这次争吵,虽然让君臣关系一度紧张,但最终,赵匡胤还是采纳了赵普的建议。
他意识到,赵普的智慧,是建立在对大宋长远利益的考量之上。
赵普用“杯酒释兵权”解决了武将专权的危机,又用“重文抑武”的制度,为大宋建立了一个相对稳定的政治结构。
他知道,他的时代任务,即将完成。
10
“杯酒释兵权”的意义,远远超出了那一场晚宴本身。
它不仅是赵匡胤个人政治生涯的巅峰,更是中国历史上政治体制的一次重大转折。
通过这场不流血的权谋,赵匡胤彻底终结了五代十国以来,长达数百年的武人乱政局面。
大宋王朝,成为了中国历史上第一个真正意义上“重文轻武”的王朝。
那些曾经功高盖世的武将们,带着皇帝赐予的巨额财富和荣耀,安享晚年。
他们不再是手握刀柄、随时可能造反的军阀,而是京城里享福的富翁。
石守信晚年病重,赵匡胤亲自前往探望,甚至为其端药,尽显兄弟情谊。
这份恩宠,让石守信感激涕零,也让天下人看到了新皇帝的仁德。
他们用兵权换来的,不仅仅是安全,还有被历史铭记的富贵和善终。
而赵普,这位“半部论语治天下”的宰相,在大宋政局稳定之后,也按照他自己的节奏,选择了恰当的时机淡出权力中心。

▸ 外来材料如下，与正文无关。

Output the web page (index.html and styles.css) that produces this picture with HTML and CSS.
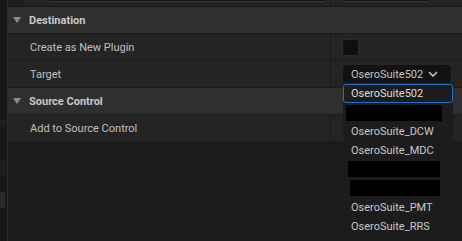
FILE: index.html
```html
<!DOCTYPE html>
<html lang="en">
<head>
    <meta charset="UTF-8">
    <meta name="viewport" content="width=device-width, initial-scale=1.0">
    <title>Details</title>
    <link rel="stylesheet" href="styles.css">
</head>
<body>
    <div class="app">
        <div class="rail">
            <span class="patch p1"></span>
            <span class="patch p2"></span>
            <span class="patch p3"></span>
        </div>
        <div class="panel">
            <div class="row row-top">
                <div class="indent"></div>
                <div class="name"><span class="field field-wide"></span></div>
                <div class="value"><span class="field field-small"></span></div>
            </div>
            <div class="cat"><span class="arrow"></span>Destination</div>
            <div class="row">
                <div class="name">Create as New Plugin</div>
                <div class="value"><span class="check"></span></div>
            </div>
            <div class="row">
                <div class="name">Target</div>
                <div class="value">
                    <div class="combo">
                        <span>OseroSuite502</span>
                        <svg width="10" height="6" viewBox="0 0 10 6"><polyline points="1,1 5,5 9,1" fill="none" stroke="#c4c4c4" stroke-width="1.6"/></svg>
                    </div>
                </div>
            </div>
            <div class="cat"><span class="arrow"></span>Source Control</div>
            <div class="row">
                <div class="name">Add to Source Control</div>
                <div class="value"></div>
            </div>

            <ul class="menu">
                <li class="item selected">OseroSuite502</li>
                <li class="item"><span class="redact r1"></span></li>
                <li class="item">OseroSuite_DCW</li>
                <li class="item">OseroSuite_MDC</li>
                <li class="item"><span class="redact r2"></span></li>
                <li class="item"><span class="redact r3"></span></li>
                <li class="item">OseroSuite_PMT</li>
                <li class="item">OseroSuite_RRS</li>
            </ul>
        </div>
    </div>
</body>
</html>
```

FILE: styles.css
```css
*{box-sizing:border-box;margin:0;padding:0;}
html,body{height:100%;}
body{background:#1b1b1b;font-family:Roboto,'Liberation Sans',sans-serif;font-size:11px;color:#c0c0c0;overflow:hidden;}

.app{display:flex;height:241px;}
.rail{width:8px;flex:none;background:#161616;border-right:1px solid #2e2e2e;display:flex;flex-direction:column;}
.patch{display:block;width:6px;}
.p1{height:7px;margin-top:120px;background:#1e1e1e;}
.p2{height:16px;margin-top:33px;background:#1e1e1e;}
.p3{height:16px;margin-top:16px;background:#2a2a2a;width:5px;}

.panel{position:relative;flex:1;}

.row{display:flex;height:27px;background:#242424;border-bottom:1px solid #1a1a1a;}
.row .name{width:323px;flex:none;display:flex;align-items:center;padding-left:22px;border-right:1px solid #1a1a1a;}
.row .value{flex:1;display:flex;align-items:center;padding-left:11px;}

.row-top{height:7px;}
.row-top .indent{width:15px;flex:none;background:#1d1d1d;border-right:1px solid #1a1a1a;}
.row-top .name{width:308px;padding-left:25px;align-items:flex-start;}
.row-top .value{align-items:flex-start;}
.field{display:block;height:2px;background:#121212;border:1px solid #383838;border-top:none;border-radius:0 0 3px 3px;}
.field-wide{width:278px;}
.field-small{width:87px;}

.cat{display:flex;align-items:center;height:27px;padding-left:5px;background:#2f2f2f;border-bottom:1px solid #1a1a1a;font-weight:bold;color:#c8c8c8;}
.arrow{width:0;height:0;margin-right:8px;border-left:4.5px solid transparent;border-right:4.5px solid transparent;border-top:6px solid #8c8c8c;}

.check{display:block;width:17px;height:17px;background:#0f0f0f;border:1px solid #2b2b2b;border-radius:3px;}

.combo{display:flex;align-items:center;justify-content:space-between;width:110px;height:20px;padding:0 13px 0 8px;background:#121212;border:1px solid #262626;border-radius:4px;color:#c4c4c4;}

.menu{position:absolute;left:335px;top:84px;width:110px;height:160px;list-style:none;background:#1c1c1c;}
.item{position:relative;height:19px;line-height:19px;padding-left:8px;color:#c8c8c8;}
.item.selected{border:1px solid #2470c8;border-radius:3px;padding-left:7px;line-height:17px;color:#dcdcdc;}
.redact{position:absolute;top:1px;height:16px;background:#000;}
.r1{left:3px;width:96px;top:2px;}
.r2{left:5px;width:92px;}
.r3{left:7px;width:90px;}
```
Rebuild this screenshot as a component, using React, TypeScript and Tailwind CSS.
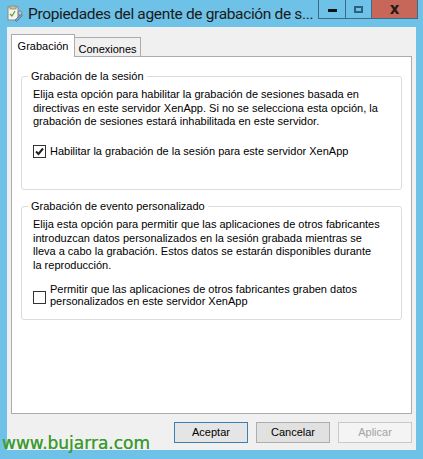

他知道,一个君主最需要的是“平衡”,而不是一个能力过于强大的臣子。
在赵匡胤登基的第十年,赵普因病辞官,回乡养老。
赵匡胤亲自为他送行,并赐予丰厚的赏赐。
“赵卿,你走了,朕少了左膀右臂啊。”
赵匡胤感叹道。
赵普跪地叩谢:“陛下,如今大宋国泰民安,文臣武将各司其职,制度完善,再无后顾之忧。臣能做的,都已经做了。”
他留下了一句对后世影响深远的话:“陛下,乱世当用武,治世当用文。”
这句话,成为了宋朝立国的核心思想。
赵匡胤成功地从一个武人,蜕变成了一位真正的帝王。
他用智慧和隐忍,避免了历史上无数次功臣被屠戮的悲剧,也彻底改变了中国的政治生态。
他深知,枪杆子里出政权,但枪杆子也可能随时指向自己。
他没有选择残酷的杀戮,而是选择了更为高明的阳谋用人性中的贪婪和对死亡的恐惧,来交换和平。
这场君臣的博弈,最终以和平的方式收场,为后世留下了“杯酒释兵权”这个充满智慧和权谋的典故。
赵匡胤登基的艰难,不在于兵变本身,而在于如何收服那些拥立自己的虎狼之师。
赵普,则为他提供了一把精准的手术刀,切除了新王朝最致命的毒瘤。
大宋王朝,在重文抑武的基石上,开始了它长达三百年的文明与繁荣。